You could also have a theory where tasks scaled similarly (all are of comparable "difficulty"), but there was some noise between model training runs, so that task performance on any given run would bounce up and down around some "true" average value. (Since if you did badly on one run, you'd expect to regress to the mean, and do unusually well on the next.) But I didn't see that either. The two effects (some tasks being intrinsically easier, and individual model runs being noisy) could also cancel out, since one implies a positive correlation and the other implies a negative one... but it seems unlikely that they would exactly cancel every time!
Is AI task performance a type of submartingale, like a stock market index that goes up over time, but where each particular movement is intrinsically unpredictable? Maybe we can compare it to the growth in company profits, where the literature says that companies might grow slowly or quickly, but whether a company has grown fast recently has zero predictive power for future growth. I guess if we knew what we were doing, it wouldn't be called research.
EDIT: By request, here's a Google sheet with the raw data, copy-pasted from the Gopher, PaLM and Chinchilla papers: https://docs.google.com/spreadsheets/d/1Y_00UcsYZeOwRuwXWD5_nQWAJp4A0aNoySW0EOhnp0Y/edit?usp=sharing
EDIT 2: Several people suggested using logits instead of raw percentages. I tried that with the Gopher numbers, still got zero correlation:

EDIT 3: Tamay noted that if you try to predict 7B Gopher from 1B Gopher, you get a negative correlation:

If the models become small enough, maybe this means that scale isn't helping you at that level, so the differences between performances are noise and you should expect mean reversion? Eg., here is a graph of a negative correlation between different "runs", where the "runs" are just draws from a random Gaussian:

I started writing this but lost faith in it halfway through, and realized I was spending too much time on it for today. I figured it's probably a net positive to post this mess anyway although I have now updated to believe somewhat less in it than the first paragraph indicates. Also I recommend updating your expected payoff from reading the rest of this somewhat lower than it was before reading this sentence. Okay, here goes:
{I think people here might be attributing too much of the explanatory weight on noise.

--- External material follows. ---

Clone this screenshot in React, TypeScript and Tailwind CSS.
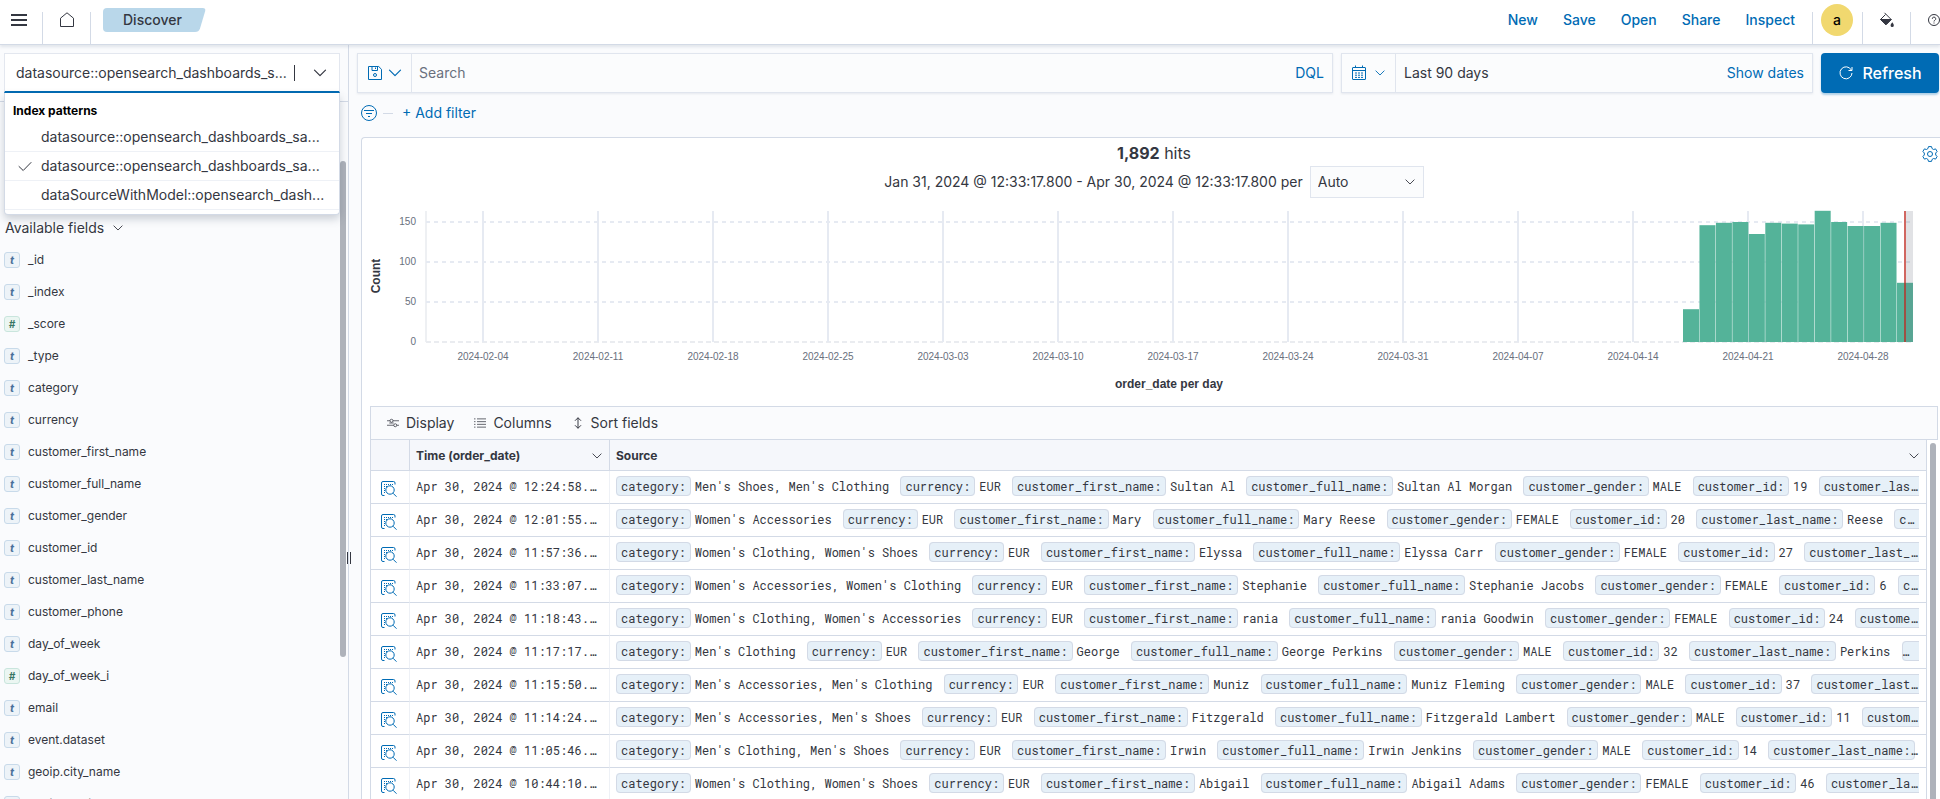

I don't have a strong argument for why the explanation definitely isn't noise, but here is a different potential explanation that seems promising to me. (There is a sense in which this explanation is still also saying that noise dominates over any relation between the two variables -- well, there is a formal sense in which that has to be the case since the correlation is small -- so if this formal thing is what you mean by "noise", I'm not really disagreeing with you here. In this case, interpret my comment as just trying to specify another sense in which the process might not be noisy at all.) This might be seen as an attempt to write down the "sigmoids spiking up in different parameter ranges" idea in a bit more detail.
First, note that if the performance on every task is a perfectly deterministic logistic function with midpoint x_0 and logistic growth rate k, i.e. there is "no noise", with k and x_0 being the same across tasks, then these correlations would be exactly 0. (Okay, we need to be adding an epsilon of noise here so that we are not dividing by zero when calculating the correlation, but let's just do that and ignore this point from now on.) Now as a slightly more complicated "noiseless" model, we might suppose that performance on each task is still given by a "deterministic" logistic function, but with the parameters k and x_0 being chosen at random according to some distribution. It would be cool to compute some integrals / program some sampling to check what correlation one gets when k and x_0 are both normally distributed with reasonable means and variances for this particular problem, with no noise beyond that.}
This is the point where I lost faith in this for now. I think there are parameter ranges for how k and x_0 are distributed where one gets a significant positive correlation and ranges where one gets a significant negative correlation in the % case. Negative correlations seem more likely for this particular problem. But more importantly, I no longer think I have a good explanation why this would be so close to 0. I think in logit space, the analysis (which I'm omitting here) becomes kind of easy to do by hand (essentially because the logit and logistic function are inverses), and the outcome I'm getting is that the correlation should be positive, if anything. Maybe it becomes negative if one assumes the logistic functions in our model are some other sigmoids instead, I'm not sure. It seems possible that the outcome would be sensitive to such details. One idea is that maybe if one assumes there is always eps of noise and bounds the sigmoid away from 1 by like 1%, it would change the verdict.
Anyway, the conclusion I was planning to reach here is that there is a plausible way in which all the underlying performance curves would be super nice, not noisy at all, but the correlations we are looking at would still be zero, and that I could also explain the negative correlations without noisy reversion to the mean (instead this being like a growth range somewhere decreasing the chance there is a growth range somewhere else) but the argument ended up being much less convincing than I anticipated. In general, I'm now thinking that most such simple models should have negative or positive correlation in the % case depending on the parameter range, and could be anything for logit. Maybe it's just that these correlations are swamped by noise after all. I'll think more about it.